Centre for Excellence in Mining Innovation (CEMI)
- Company type: Mining Research Centre
- Industry: Mining
- Founded: 2007 as a Not for Profit Organization
- Headquarters: Greater Sudbury, Ontario, Canada
- Key people: Dr. Peter K. Kaiser, President/CEO
- Website: www.miningexcellence.ca

= Centre for Excellence in Mining Innovation =

Research initiative

The Centre for Excellence in Mining Innovation (CEMI) is a Canadian mining industry research initiative, collaboratively funded by the private sector and government. CEMI was established in 2007, as a not for profit corporation. CEMI's focused research is in hardrock underground mining.

==History==
In November 2003 the Ontario Government by way of the Ontario Mineral Industry Cluster Council (OMICC) started to develop a "cluster approach" for the mineral resources industry within Ontario.

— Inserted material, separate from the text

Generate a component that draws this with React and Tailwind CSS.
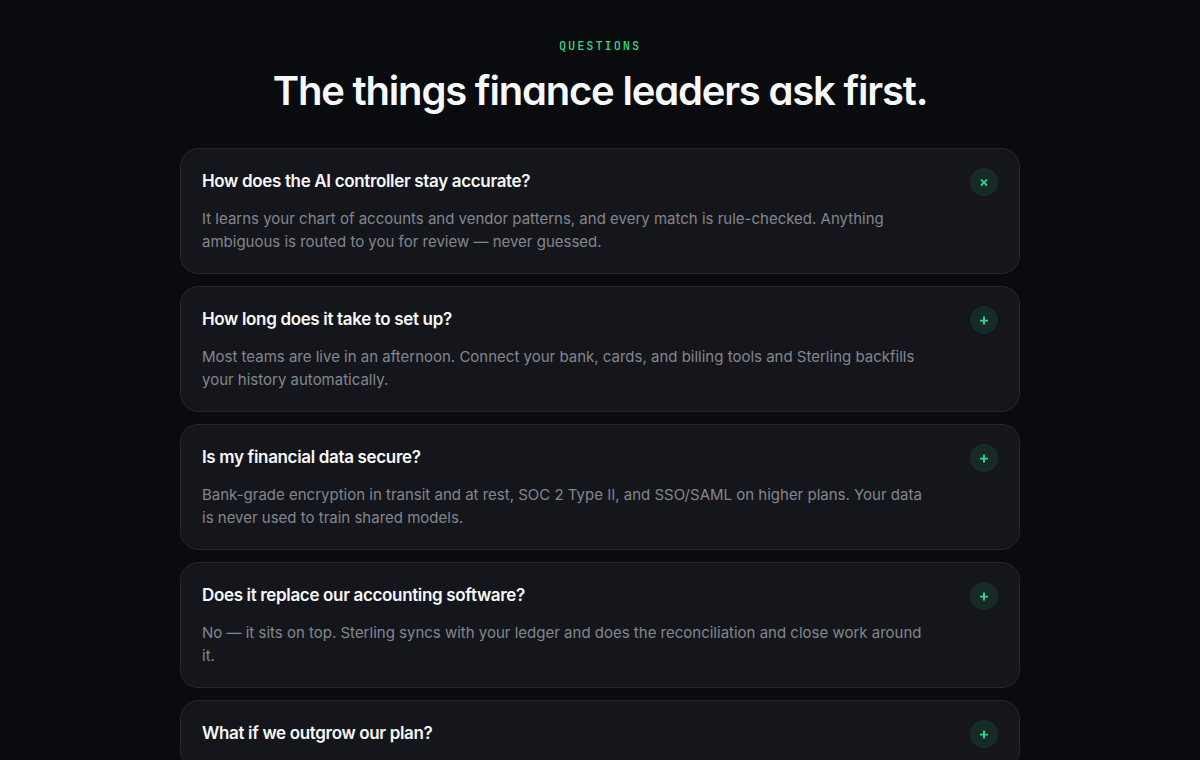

This approach involved bringing together key stakeholders from Ontario's mineral sector-related industries, organizations, and government agencies. In 2006 the initial seed funding was provided by Vale Inco ($5 million), Xstrata ($5 million), Ontario Government ($10 million) and the City of Greater Sudbury ($50,000) in a combination of cash and in-kind contributions over the following three years. In 2007 CEMI was formally established as a not for profit corporation.